The problem says "being a basis". Yes, every basis is independent- if these are not already a basis for whatever set they span (I presume that these span some subset of $R^3$), then they must be dependent.

In each of those equations, you can solve for one of the variables, say z, in terms of the other two:
z= -3x- 2y, z= -(1/3)x- (2/3)y, z= -(5/2)x+ (1/2)y, and z= (1/4)x+ (3/4)y. That is, the subspaces spanned by each one separately are
(x, y, -3x- 2y)= x(1, 0, -3)+ y(0, 1, -2)
(x, y, -(1/3)x- (2/3)y)= x(1, 0, -1/3)+ y(0, 1, -2/3)
(x, y, -(5/2)x+ (1/2)y)= x(1, 0, -5/2)+ y(0, 1, 1/2)
(x, y, (1/4)x+ (3/4)y= x(1, 0, 1/4)+ y(0, 1, 3/4).

Of course, if it is true that you can separate these into sets that each span the same subspace, then that suspace must have dimension 2- you can separate them into two sets of two vectors each. I would suggest just trying pairs: do (v1, v2) and (v3, v4) span the same subspace? Do (v1, v3) and (v2, v4)? What about (v1, v4) and (v2, v3)?

7. Originally Posted by HallsofIvy

The problem says "being a basis". Yes, every basis is independent- if these are not already a basis for whatever set they span (I presume that these span some subset of $R^3$), then they must be dependent.

In each of those equations, you can solve for one of the variables, say z, in terms of the other two:
z= -3x- 2y, z= -(1/3)x- (2/3)y, z= -(5/2)x+ (1/2)y, and z= (1/4)x+ (3/4)y.
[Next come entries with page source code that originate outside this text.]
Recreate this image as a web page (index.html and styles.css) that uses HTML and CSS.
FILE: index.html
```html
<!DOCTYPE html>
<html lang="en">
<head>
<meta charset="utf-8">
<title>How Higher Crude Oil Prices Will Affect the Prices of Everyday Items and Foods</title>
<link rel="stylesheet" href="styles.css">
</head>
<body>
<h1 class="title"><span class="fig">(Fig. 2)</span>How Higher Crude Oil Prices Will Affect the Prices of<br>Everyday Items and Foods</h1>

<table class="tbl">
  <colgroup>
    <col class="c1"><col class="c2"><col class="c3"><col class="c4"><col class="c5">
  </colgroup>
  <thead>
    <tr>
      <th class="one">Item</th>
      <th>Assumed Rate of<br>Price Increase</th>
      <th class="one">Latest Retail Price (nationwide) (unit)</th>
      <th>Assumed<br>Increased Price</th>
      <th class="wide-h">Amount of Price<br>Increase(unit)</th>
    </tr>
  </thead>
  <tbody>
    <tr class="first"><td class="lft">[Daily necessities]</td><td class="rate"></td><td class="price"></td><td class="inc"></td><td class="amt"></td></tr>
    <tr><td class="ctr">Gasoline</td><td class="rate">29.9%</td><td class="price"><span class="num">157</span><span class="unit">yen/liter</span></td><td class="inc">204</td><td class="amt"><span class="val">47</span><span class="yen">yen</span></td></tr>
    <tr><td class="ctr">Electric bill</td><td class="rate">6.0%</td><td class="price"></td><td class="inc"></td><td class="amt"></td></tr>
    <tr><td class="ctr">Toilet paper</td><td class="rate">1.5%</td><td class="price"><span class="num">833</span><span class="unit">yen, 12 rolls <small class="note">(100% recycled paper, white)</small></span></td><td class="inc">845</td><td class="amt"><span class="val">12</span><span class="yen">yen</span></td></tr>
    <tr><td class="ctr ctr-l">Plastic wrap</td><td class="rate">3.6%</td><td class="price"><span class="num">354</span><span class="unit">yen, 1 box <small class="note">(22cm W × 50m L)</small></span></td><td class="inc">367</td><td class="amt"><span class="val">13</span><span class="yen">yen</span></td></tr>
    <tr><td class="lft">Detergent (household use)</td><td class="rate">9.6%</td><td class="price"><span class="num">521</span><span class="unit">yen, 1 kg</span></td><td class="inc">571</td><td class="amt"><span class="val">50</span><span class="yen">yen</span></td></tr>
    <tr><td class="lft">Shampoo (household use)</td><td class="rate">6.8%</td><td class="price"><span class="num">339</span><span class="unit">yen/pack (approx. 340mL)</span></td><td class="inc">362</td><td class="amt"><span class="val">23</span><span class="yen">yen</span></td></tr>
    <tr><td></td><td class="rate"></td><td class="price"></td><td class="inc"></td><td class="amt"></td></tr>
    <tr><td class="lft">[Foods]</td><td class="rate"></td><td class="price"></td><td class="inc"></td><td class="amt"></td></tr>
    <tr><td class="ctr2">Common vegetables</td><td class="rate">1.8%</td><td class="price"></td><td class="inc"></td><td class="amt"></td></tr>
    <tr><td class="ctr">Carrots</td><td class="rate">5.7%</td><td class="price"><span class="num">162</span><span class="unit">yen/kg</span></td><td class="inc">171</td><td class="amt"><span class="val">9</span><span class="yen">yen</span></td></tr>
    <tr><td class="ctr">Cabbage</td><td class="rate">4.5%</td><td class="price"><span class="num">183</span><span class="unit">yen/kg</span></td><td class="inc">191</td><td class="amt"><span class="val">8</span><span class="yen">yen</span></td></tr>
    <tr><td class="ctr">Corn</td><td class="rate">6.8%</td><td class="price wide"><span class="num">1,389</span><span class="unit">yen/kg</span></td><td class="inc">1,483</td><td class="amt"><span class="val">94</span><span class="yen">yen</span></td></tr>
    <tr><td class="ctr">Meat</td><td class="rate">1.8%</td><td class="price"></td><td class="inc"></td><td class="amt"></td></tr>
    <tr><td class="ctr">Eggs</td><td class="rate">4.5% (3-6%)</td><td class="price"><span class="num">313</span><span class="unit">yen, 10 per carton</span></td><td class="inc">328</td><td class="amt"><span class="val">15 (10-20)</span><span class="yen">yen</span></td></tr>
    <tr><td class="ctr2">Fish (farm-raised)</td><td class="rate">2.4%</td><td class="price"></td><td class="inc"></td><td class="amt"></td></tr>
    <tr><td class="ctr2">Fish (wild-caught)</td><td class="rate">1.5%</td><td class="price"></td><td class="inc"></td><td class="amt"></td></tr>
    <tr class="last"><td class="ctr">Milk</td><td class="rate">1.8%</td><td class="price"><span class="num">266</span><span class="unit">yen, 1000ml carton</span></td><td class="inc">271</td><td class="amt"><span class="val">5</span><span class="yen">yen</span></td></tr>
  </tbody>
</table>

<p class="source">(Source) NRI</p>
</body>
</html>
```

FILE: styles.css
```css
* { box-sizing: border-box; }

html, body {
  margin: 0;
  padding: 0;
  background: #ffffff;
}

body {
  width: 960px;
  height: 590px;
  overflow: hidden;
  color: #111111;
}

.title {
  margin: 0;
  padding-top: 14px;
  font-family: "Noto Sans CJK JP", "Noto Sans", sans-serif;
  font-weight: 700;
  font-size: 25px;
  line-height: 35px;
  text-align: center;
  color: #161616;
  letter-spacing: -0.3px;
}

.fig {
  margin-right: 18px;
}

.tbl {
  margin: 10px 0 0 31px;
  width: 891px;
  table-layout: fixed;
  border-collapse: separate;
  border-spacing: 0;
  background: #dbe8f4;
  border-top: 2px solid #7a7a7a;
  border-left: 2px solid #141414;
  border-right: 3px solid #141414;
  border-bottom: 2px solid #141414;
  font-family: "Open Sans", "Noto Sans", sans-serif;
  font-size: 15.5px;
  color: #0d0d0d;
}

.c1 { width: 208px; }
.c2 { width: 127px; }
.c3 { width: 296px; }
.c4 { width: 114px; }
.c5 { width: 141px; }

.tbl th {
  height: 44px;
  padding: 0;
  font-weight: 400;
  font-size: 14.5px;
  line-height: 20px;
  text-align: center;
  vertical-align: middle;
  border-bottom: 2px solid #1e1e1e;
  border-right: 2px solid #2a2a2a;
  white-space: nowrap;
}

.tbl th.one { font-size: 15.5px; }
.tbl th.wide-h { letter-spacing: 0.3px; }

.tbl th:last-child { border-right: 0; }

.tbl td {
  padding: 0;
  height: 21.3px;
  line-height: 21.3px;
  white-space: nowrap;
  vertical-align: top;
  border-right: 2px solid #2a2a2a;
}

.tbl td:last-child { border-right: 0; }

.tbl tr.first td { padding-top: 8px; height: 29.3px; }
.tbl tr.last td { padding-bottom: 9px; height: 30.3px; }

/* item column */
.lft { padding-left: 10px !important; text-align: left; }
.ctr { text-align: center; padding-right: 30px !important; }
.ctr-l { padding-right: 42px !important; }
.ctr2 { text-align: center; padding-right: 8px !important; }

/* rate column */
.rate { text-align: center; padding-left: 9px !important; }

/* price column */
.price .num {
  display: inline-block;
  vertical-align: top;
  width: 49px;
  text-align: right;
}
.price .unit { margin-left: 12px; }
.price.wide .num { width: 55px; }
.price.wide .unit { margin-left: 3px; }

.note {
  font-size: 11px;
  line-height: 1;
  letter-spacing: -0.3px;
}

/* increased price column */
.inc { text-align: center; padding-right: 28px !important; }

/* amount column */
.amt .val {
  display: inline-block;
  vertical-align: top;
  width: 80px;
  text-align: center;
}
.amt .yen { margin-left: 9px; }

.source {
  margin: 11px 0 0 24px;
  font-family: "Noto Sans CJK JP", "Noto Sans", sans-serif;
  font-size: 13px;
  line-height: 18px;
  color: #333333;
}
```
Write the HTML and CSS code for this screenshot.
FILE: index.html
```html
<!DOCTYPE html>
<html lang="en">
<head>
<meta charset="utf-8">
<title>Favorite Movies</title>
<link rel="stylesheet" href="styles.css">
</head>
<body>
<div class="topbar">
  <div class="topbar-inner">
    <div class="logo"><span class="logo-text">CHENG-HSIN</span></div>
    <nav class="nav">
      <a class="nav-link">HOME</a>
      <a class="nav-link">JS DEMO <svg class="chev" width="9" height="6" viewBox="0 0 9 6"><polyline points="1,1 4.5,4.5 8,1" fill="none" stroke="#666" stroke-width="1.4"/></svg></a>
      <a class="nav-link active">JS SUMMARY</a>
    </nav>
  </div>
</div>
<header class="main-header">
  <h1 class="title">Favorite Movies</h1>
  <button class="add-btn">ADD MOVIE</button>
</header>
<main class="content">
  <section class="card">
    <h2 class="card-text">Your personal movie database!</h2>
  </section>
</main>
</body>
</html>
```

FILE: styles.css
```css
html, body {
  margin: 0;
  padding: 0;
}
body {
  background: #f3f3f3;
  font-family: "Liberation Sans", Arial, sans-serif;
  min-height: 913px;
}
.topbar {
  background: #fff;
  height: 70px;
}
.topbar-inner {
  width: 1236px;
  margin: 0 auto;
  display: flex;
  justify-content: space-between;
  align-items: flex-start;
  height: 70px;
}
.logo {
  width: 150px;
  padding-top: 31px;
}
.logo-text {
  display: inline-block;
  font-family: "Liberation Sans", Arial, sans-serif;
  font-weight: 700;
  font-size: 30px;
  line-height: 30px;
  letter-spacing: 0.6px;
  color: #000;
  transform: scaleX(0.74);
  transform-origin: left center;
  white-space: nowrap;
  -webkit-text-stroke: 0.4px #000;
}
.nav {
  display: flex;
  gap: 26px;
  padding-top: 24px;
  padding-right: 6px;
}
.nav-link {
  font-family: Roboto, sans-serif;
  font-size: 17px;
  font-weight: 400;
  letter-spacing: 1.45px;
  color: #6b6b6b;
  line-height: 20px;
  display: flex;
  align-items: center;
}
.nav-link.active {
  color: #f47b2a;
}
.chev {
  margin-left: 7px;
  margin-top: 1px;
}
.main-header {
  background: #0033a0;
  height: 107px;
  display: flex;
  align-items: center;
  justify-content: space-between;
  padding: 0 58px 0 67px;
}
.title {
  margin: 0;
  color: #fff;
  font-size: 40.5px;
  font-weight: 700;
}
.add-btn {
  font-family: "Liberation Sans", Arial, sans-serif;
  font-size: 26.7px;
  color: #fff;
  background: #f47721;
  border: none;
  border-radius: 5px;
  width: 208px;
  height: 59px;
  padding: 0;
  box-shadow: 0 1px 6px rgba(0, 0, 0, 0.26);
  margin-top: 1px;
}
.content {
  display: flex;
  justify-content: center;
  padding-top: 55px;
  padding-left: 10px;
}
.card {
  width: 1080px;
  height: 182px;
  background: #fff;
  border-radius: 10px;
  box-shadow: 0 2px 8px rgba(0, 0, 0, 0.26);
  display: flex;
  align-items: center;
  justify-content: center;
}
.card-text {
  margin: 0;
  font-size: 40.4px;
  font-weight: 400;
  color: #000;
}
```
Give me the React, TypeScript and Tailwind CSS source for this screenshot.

That is, the subspaces spanned by each one separately are
(x, y, -3x- 2y)= x(1, 0, -3)+ y(0, 1, -2)
(x, y, -(1/3)x- (2/3)y)= x(1, 0, -1/3)+ y(0, 1, -2/3)
(x, y, -(5/2)x+ (1/2)y)= x(1, 0, -5/2)+ y(0, 1, 1/2)
(x, y, (1/4)x+ (3/4)y= x(1, 0, 1/4)+ y(0, 1, 3/4).

Of course, if it is true that you can separate these into sets that each span the same subspace, then that suspace must have dimension 2- you can separate them into two sets of two vectors each. I would suggest just trying pairs: do (v1, v2) and (v3, v4) span the same subspace? Do (v1, v3) and (v2, v4)? What about (v1, v4) and (v2, v3)?
Thanks forwriting tht out, i thought span the space was the same as linear independency?

They are all inearly independent from one another so i dont see how you can seperate them?

8. A set A of vectors spans a space if you can write any vector in the space as a linear combination of vectors in A. The vectors in A need not be linearly independent (i.e., you might have superfluous vectors in A). So, A spanning a space does not necessarily imply that the vectors in A are linearly independent.

A set B of vectors that are linearly independent might not span a particular vector space. In particular, if the number of vectors in B is less than the dimension of the vector space, you're guaranteed not to span it. So, linear independence does not necessarily imply that the vectors in B span the vector space.

However, if you have a set C of n linearly independent vectors in a vector space of dimension n, then C is a basis for the vector space, and spans it. A basis is kind of the "minimum required" set of vectors that spans a space.

Hopefully, this will clear up any confusion about the relationship between spanning and linear independence.

9. Sorry im still confised, thanks for your help though.

Could you just tell me what i need to do, thanks.

10. I'm confused, too. The way that question in the OP is worded makes no sense to me. The way they define vectors is highly non-conventional. Until it is made clear exactly which vectors they mean, it's not exactly productive to start doing calculations. Incidentally, in the real world, problem-definition often comprises at least half of the time spent solving problems. The real world is vague and difficult to pin down sometimes. In this case, however, as HallsofIvy has already pointed out, this problem is very poorly edited, if it was edited at all.

However, once you do know exactly what the vectors are in the original set, it's fairly straight-forward to do what needs to be done: partition the set into two pieces, one of which spans the set, and the other of which is linearly dependent on the first. The relative sizes of those two pieces is going to depend on the dimension of the original set.

My advice: look for context in the book from which you have taken this problem. See how they define vectors in a similar fashion to this. See if you can derive a clearer method of defining the vectors that is equivalent to this method.